TASK TO COMPLETE: Read through the data and report every line in which the word "React" occurs.

DATASET EXCERPT:
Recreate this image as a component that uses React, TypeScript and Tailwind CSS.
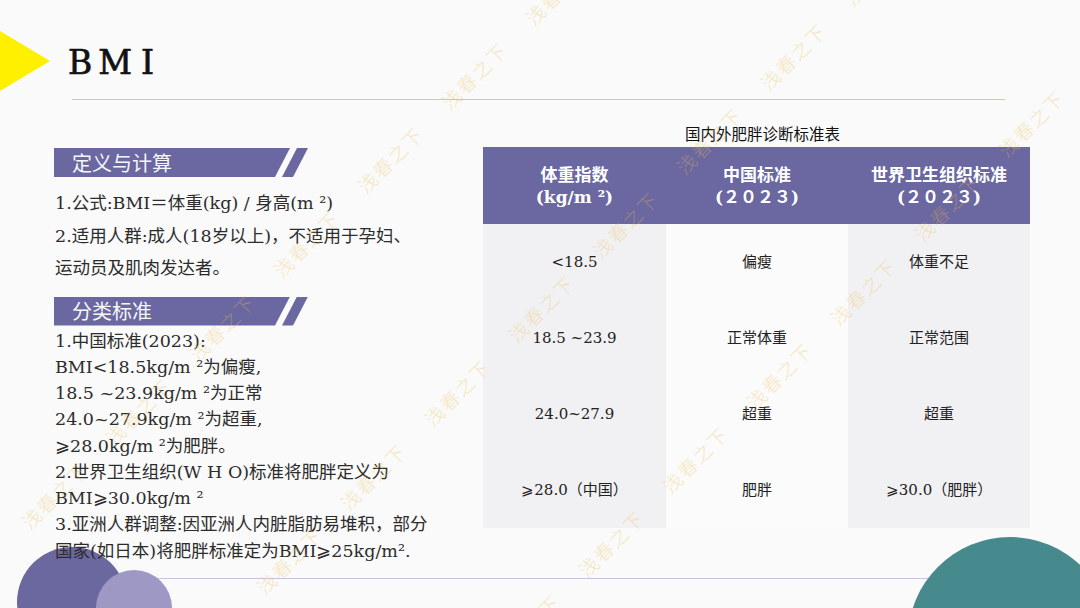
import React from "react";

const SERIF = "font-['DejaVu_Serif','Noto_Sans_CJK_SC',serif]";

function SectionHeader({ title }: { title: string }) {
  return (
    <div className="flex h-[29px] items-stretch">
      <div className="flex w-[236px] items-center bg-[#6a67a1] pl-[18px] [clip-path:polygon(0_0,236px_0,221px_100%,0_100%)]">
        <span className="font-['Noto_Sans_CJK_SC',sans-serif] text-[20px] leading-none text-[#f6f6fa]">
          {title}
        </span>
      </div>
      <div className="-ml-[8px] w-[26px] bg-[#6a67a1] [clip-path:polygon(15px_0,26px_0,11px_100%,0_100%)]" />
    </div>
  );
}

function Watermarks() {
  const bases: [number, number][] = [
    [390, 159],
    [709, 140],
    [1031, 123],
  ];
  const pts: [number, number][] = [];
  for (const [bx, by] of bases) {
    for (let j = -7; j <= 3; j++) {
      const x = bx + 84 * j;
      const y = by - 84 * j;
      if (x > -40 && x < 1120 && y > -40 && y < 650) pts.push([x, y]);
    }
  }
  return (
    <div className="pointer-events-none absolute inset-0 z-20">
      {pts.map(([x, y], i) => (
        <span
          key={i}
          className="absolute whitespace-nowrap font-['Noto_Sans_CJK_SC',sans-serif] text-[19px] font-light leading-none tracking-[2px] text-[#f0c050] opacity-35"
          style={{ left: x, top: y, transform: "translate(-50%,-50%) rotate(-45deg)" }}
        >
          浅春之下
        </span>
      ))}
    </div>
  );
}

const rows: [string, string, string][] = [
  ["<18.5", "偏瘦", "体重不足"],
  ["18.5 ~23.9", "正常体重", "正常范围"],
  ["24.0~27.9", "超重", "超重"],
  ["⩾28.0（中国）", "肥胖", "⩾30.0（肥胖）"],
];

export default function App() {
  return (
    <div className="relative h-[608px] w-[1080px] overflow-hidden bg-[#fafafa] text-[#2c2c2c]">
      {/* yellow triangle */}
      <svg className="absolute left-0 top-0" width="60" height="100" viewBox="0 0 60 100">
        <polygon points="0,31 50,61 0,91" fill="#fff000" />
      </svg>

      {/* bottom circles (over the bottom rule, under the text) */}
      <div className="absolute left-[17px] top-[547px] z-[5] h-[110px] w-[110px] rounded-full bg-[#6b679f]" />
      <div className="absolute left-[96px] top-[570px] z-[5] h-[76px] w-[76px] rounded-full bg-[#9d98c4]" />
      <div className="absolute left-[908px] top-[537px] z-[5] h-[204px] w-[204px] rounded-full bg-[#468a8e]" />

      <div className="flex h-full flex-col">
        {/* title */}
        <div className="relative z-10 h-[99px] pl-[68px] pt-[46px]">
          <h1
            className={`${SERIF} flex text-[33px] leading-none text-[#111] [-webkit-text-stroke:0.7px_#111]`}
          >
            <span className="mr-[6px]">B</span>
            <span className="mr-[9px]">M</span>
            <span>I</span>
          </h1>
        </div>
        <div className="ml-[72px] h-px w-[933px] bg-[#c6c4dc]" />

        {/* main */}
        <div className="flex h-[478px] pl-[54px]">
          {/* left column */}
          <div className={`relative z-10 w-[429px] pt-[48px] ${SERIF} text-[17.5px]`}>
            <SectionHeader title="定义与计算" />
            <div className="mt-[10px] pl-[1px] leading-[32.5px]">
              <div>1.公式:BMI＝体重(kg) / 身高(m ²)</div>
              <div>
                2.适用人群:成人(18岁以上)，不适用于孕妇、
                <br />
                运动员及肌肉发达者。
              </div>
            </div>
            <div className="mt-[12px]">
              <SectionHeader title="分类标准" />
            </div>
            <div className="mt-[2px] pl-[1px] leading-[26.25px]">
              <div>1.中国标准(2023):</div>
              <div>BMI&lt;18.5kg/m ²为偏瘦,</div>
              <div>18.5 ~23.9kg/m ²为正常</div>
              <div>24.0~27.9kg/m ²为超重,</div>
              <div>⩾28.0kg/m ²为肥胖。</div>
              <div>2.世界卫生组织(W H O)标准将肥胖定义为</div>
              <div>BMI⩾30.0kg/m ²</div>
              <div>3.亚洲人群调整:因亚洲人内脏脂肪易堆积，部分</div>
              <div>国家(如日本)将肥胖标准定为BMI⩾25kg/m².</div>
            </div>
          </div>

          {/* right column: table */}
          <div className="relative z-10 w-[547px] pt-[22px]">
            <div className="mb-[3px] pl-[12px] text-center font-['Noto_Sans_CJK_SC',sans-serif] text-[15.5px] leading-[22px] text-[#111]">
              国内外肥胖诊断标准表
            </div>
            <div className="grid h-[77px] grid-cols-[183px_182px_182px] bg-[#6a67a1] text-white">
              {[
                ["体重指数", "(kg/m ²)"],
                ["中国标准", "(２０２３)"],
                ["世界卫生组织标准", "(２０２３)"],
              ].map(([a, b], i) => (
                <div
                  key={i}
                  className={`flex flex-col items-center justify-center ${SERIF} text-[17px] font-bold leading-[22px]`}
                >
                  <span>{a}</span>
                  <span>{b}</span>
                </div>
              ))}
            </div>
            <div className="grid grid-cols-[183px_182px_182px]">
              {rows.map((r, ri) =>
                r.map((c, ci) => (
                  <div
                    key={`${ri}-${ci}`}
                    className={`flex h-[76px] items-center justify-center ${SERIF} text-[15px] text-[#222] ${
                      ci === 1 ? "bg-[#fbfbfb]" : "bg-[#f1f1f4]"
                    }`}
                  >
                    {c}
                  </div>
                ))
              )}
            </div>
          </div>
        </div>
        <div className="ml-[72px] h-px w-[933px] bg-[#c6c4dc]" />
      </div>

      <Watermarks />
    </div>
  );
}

PROBLEM SOLUTION:
Recreate this image as a component that uses React, TypeScript and Tailwind CSS.
import React from "react";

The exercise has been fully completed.